Podem dizer os mais céticos que tudo isso não passa de alucinação, que não há viabilidade alguma à execução dessa corrente pró-Grande ABC. Podem dizer o que quiserem porque vão contar inclusive com meu apoio. Ou os leitores acreditam para valer mesmo que sou ingênuo a ponto de contar com sinergia de comprometimento de instâncias empresariais e sindicais em favor da potencialização de nossa economia, com resultados diretos no tecido social?
O que proponho é tão viável quanto romper a barreira do milésimo gol, marca que jamais chegou a ser cogitada quando aquele negrinho esperto se consagrou na Copa do Mundo de 1958. Trata-se, portanto, de um empreendimento para quem tem talento, empenho, dedicação e tantas outras qualidades que, infelizmente, a sociedade econômica do Grande ABC jamais deu sinais de ser portadora. Muito pelo contrário, porque as instâncias econômicas respiram apenas ares corporativos e quando se metem na vida política e partidária mergulham nos interesses que começam e terminam nos próprios muros.
As soluções dos graves problemas econômicos e sociais do Grande ABC passam pela convergência de entidades atualizadas para fomentar a bola de neve de uma institucionalidade mambembe dissolvida ao longo dos anos pelo esfacelamento do parque industrial.

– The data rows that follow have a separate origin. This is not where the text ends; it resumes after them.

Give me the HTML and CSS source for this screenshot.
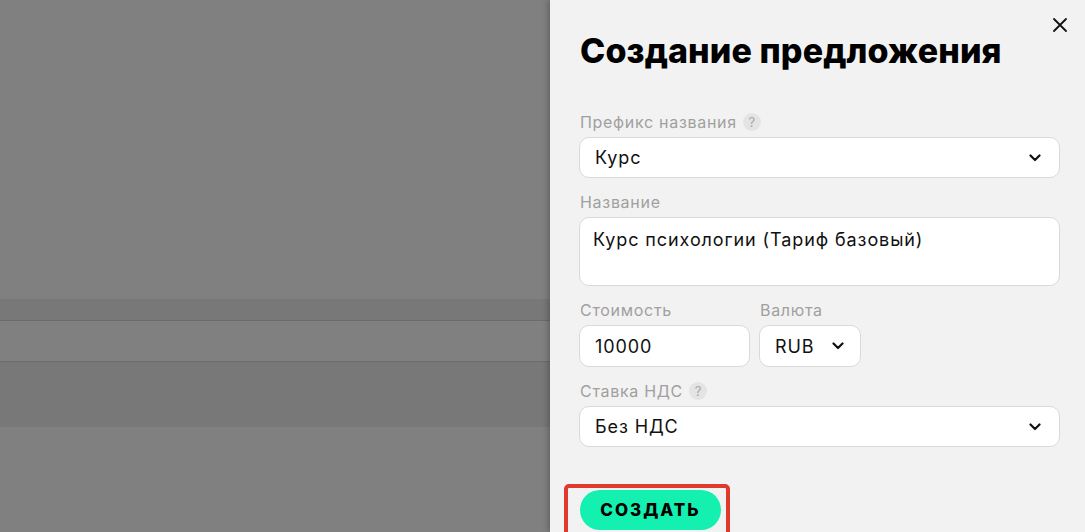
FILE: index.html
```html
<!DOCTYPE html>
<html lang="ru">
<head>
<meta charset="utf-8">
<title>Создание предложения</title>
<link rel="stylesheet" href="styles.css">
</head>
<body>
<div class="backdrop">
  <div class="band band-top"></div>
  <div class="band band-head"></div>
  <div class="band band-row"></div>
  <div class="band band-dark"></div>
  <div class="band band-rest"></div>
</div>
<aside class="panel">
  <button class="close" aria-label="Закрыть">
    <svg width="16" height="16" viewBox="0 0 16 16"><path d="M2 2 L14 14 M14 2 L2 14" stroke="#111" stroke-width="1.8" fill="none" stroke-linecap="round"/></svg>
  </button>
  <h1 class="title">Создание предложения</h1>

  <div class="field">
    <div class="label">Префикс названия <span class="hint">?</span></div>
    <div class="control select">
      <span>Курс</span>
      <svg class="chev" width="12" height="8" viewBox="0 0 12 8"><path d="M1.5 1.5 L6 6 L10.5 1.5" stroke="#111" stroke-width="2.2" fill="none" stroke-linecap="round" stroke-linejoin="round"/></svg>
    </div>
  </div>

  <div class="field">
    <div class="label">Название</div>
    <div class="control textarea">Курс психологии (Тариф базовый)</div>
  </div>

  <div class="row">
    <div class="field price">
      <div class="label">Стоимость</div>
      <div class="control">10000</div>
    </div>
    <div class="field currency">
      <div class="label">Валюта</div>
      <div class="control select">
        <span>RUB</span>
        <svg class="chev" width="12" height="8" viewBox="0 0 12 8"><path d="M1.5 1.5 L6 6 L10.5 1.5" stroke="#111" stroke-width="2.2" fill="none" stroke-linecap="round" stroke-linejoin="round"/></svg>
      </div>
    </div>
  </div>

  <div class="field">
    <div class="label">Ставка НДС <span class="hint">?</span></div>
    <div class="control select">
      <span>Без НДС</span>
      <svg class="chev" width="12" height="8" viewBox="0 0 12 8"><path d="M1.5 1.5 L6 6 L10.5 1.5" stroke="#111" stroke-width="2.2" fill="none" stroke-linecap="round" stroke-linejoin="round"/></svg>
    </div>
  </div>

  <div class="highlight">
    <button class="submit">СОЗДАТЬ</button>
  </div>
</aside>
</body>
</html>
```

FILE: styles.css
```css
* { box-sizing: border-box; }
html, body { margin: 0; padding: 0; }
body {
  width: 1085px;
  height: 532px;
  overflow: hidden;
  display: flex;
  font-family: Inter, "Noto Sans", sans-serif;
  background: #808080;
}
.backdrop {
  flex: 0 0 550px;
  display: flex;
  flex-direction: column;
  background: #808080;
}
.band-top { height: 299px; background: #808080; }
.band-head { height: 22px; background: #787878; border-bottom: 1px solid #6c6c6c; }
.band-row { height: 41px; background: #808080; border-bottom: 1px solid #6c6c6c; }
.band-dark { height: 65px; background: #787878; }
.band-rest { flex: 1; background: #808080; }

.panel {
  flex: 1;
  position: relative;
  background: #f2f2f2;
  padding: 26px 25px 0 29px;
  box-shadow: -2px 0 6px rgba(0,0,0,0.25);
  display: flex;
  flex-direction: column;
}
.close {
  position: absolute;
  top: 17px;
  right: 17px;
  width: 16px;
  height: 16px;
  padding: 0;
  border: 0;
  background: none;
  display: flex;
}
.title {
  margin: 0 0 36px 1px;
  font-size: 34px;
  line-height: 50px;
  font-weight: 800;
  color: #000;
  letter-spacing: 0.1px;
}
.field { display: flex; flex-direction: column; margin-bottom: 14px; }
.label {
  height: 20px;
  line-height: 20px;
  font-size: 16px;
  letter-spacing: 0.7px;
  color: #a0a0a0;
  margin-bottom: 5px;
  padding-left: 1px;
  display: flex;
  align-items: center;
}
.hint {
  width: 18px;
  height: 18px;
  border-radius: 50%;
  background: #e4e4e4;
  color: #a8a8a8;
  font-size: 13px;
  letter-spacing: 0;
  line-height: 18px;
  text-align: center;
  margin-left: 6px;
}
.control {
  height: 41px;
  background: #fff;
  border: 1px solid #d9d9d9;
  border-radius: 10px;
  padding: 0 14px 0 15px;
  font-size: 18px;
  letter-spacing: 0.9px;
  color: #111;
  display: flex;
  align-items: center;
}
.select { justify-content: space-between; padding-right: 18px; }
.textarea {
  height: 69px;
  align-items: flex-start;
  padding: 10px 13px;
  line-height: 24px;
}
.row { display: flex; gap: 9px; }
.price { flex: 0 0 171px; }
.price .control { height: 42px; }
.currency { flex: 0 0 102px; }
.currency .control { height: 42px; padding-right: 16px; }
.highlight {
  margin-top: 23px;
  margin-left: -15px;
  align-self: flex-start;
  border: 4px solid #e0392d;
  border-radius: 5px;
  padding: 2px 5px 6px 12px;
}
.submit {
  display: block;
  width: 141px;
  height: 40px;
  border: 0;
  border-radius: 20px;
  background: #14f0b0;
  color: #000;
  font-family: Inter, sans-serif;
  font-weight: 800;
  font-size: 17px;
  letter-spacing: 2px;
}
```
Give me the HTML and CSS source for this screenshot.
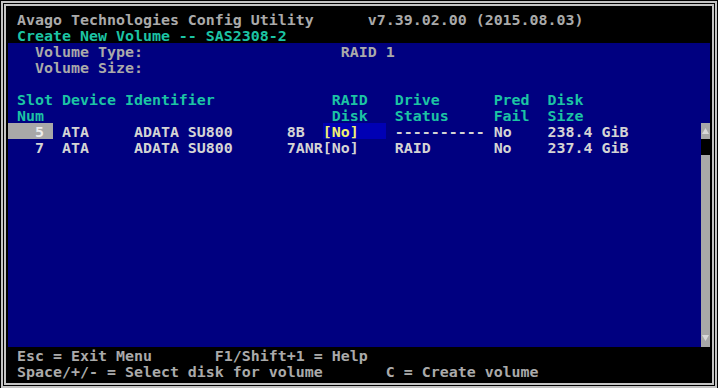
FILE: index.html
```html
<!DOCTYPE html>
<html lang="en">
<head>
    <meta charset="UTF-8">
    <title>Avago Technologies Config Utility</title>
    <link rel="stylesheet" href="styles.css">
</head>
<body>

<div class="outer">
  <div class="inner">

    <div class="header">
      <div class="line"> Avago Technologies Config Utility      v7.39.02.00 (2015.08.03)</div>
      <div class="line cyan"> Create New Volume -- SAS2308-2</div>
    </div>

    <div class="panel">
      <div class="rows">
        <div class="line">   Volume Type:                      RAID 1</div>
        <div class="line">   Volume Size:</div>
        <div class="line"> </div>
        <div class="line cyan"> Slot Device Identifier             RAID   Drive      Pred  Disk</div>
        <div class="line cyan"> Num                                Disk   Status     Fail  Size</div>
        <div class="line data"><span class="slot-sel">   5 </span> ATA     ADATA SU800      8B  <span class="pick">[No]   </span> ---------- No    238.4 GiB</div>
        <div class="line data">   7  ATA     ADATA SU800      7ANR[No]    RAID       No    237.4 GiB</div>
      </div>

      <!-- scroll bar column -->
      <div class="scroll">
        <div class="arrow">
          <svg width="9" height="16" viewBox="0 0 9 16"><polygon points="4.5,5 8,11 1,11" fill="#d8d8d8"/></svg>
        </div>
        <div class="thumb"></div>
        <div class="track"></div>
        <div class="arrow">
          <svg width="9" height="16" viewBox="0 0 9 16"><polygon points="1,4 8,4 4.5,10" fill="#d8d8d8"/></svg>
        </div>
      </div>
    </div>

    <div class="footer">
      <div class="line"> Esc = Exit Menu       F1/Shift+1 = Help</div>
      <div class="line"> Space/+/- = Select disk for volume       C = Create volume</div>
    </div>

  </div>
</div>

</body>
</html>
```

FILE: styles.css
```css
html, body {
    margin: 0;
    background: #000;
}
body {
    font-family: 'DejaVu Sans Mono', 'Liberation Mono', monospace;
    font-size: 14.95px;
    font-weight: bold;
    color: #aaaaaa;
}
.outer {
    box-sizing: border-box;
    margin: 1px 1px 0 1px;
    height: 387px;
    border: 2px solid #c4c4c4;
    padding: 1px;
}
.inner {
    box-sizing: border-box;
    height: 100%;
    border: 2px solid #c4c4c4;
    padding: 0 2px;
    display: flex;
    flex-direction: column;
}
/* one text-mode row: 16px tall, glyphs sit a little low like the VGA font */
.line {
    box-sizing: border-box;
    height: 16px;
    padding-top: 2px;
    line-height: 14px;
    white-space: pre;
}
.cyan {
    color: #1cc4a4;
}
.header {
    padding-top: 5px;
}
.panel {
    background: #000080;
    height: 304px;
    display: flex;
}
.rows {
    flex: 1;
}
.data {
    color: #d4d4d4;
}
.slot-sel,
.pick {
    display: inline-block;
    box-sizing: border-box;
    height: 16px;
    margin-top: -2px;
    padding-top: 2px;
    vertical-align: top;
}
.slot-sel {
    background: #a8a8a8;
    color: #ececec;
}
.pick {
    background: #0000b4;
    color: #f0f070;
}
.scroll {
    width: 9px;
    padding-top: 80px;
    display: flex;
    flex-direction: column;
}
.arrow {
    height: 16px;
    background: #a8a8a8;
}
.arrow svg {
    display: block;
}
.thumb {
    height: 16px;
    background: #000;
}
.track {
    flex: 1;
    background: #a8a8a8;
}
```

Voto no Grande ABC mesmo sem estar no Grande ABC retiraria a região de anacronismo democrático que consagra dois ramais de bobagens insuperáveis: a glorificação de candidaturas locais que não estão nem aí com o nosso destino e a abertura de porteiras a forasteiros igualmente oportunistas, que se mobilizam neste território apenas quando o calendário eleitoral abre as portas a investidas sem compromissos pós-eleição.